US Stockowners fearful (not greedy)
In the year 2016, according to a poll of over 1,000 American adults, even with the Dow Jones industrial average near its record high, only slightly more than half of Americans (52%) say they currently have money in the stock market,...
...matching the lowest ownership rate in Gallup's 19-year trend.
The current figure is down slightly from 2014 and 2015, and continues a secular decline that started in 2007. Gallup's conclusion: "Fewer Americans - particularly those in middle-income families - are benefiting from the recent gains in stock values than would have been the case a decade ago."

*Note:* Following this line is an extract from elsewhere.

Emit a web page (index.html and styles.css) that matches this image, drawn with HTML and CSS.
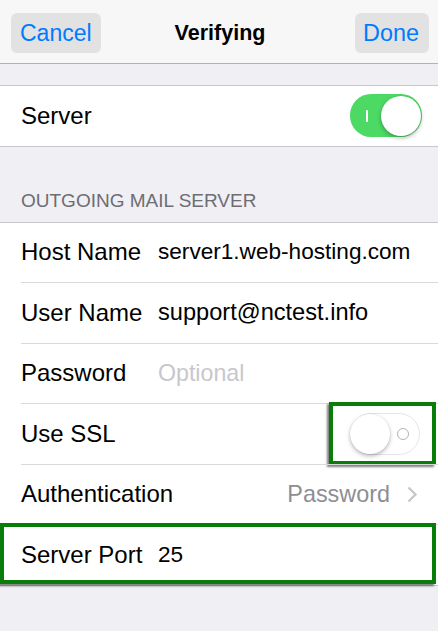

Just Over Half of Americans Own Stocks, Matching Record Low
In 2007, nearly two in three American adults (65%) reported investing in the stock market, the high in Gallup's selected trend on this question for April of each year. But this percentage shrank each year from 2008 to 2013 as the effects of the Great Recession and big market losses took their toll on Americans' sense of job security, confidence in the economy and financial means to invest - as well as their general confidence in stocks as a place to invest their money.
Nearly three in four middle-class Americans, with annual household incomes ranging from USD 30,000 to USD 74,999 said they invested money in the stock market in 2007.
While a slight majority of Americans report investing their money in the stock market, it's a far cry from pre-recession levels that spanned 58% to 65%. Confidence in the stock market and levels of financial literacy (!) have clearly suffered in recent years, and investment rates lag significantly behind the overall rebound the market has made.
Fewer Americans - particularly those in middle-income families - are benefiting from the recent gains in stock values than would have been the case a decade ago.
Info on Survey Methods
Results for this Gallup poll are based on telephone interviews conducted from 6th April until 10th April, 2016, on the Gallup U.S. Daily tracking survey, with a random sample of 1,015 adults, aged 18 and older, living in all 50 U.S. states and the District of Columbia.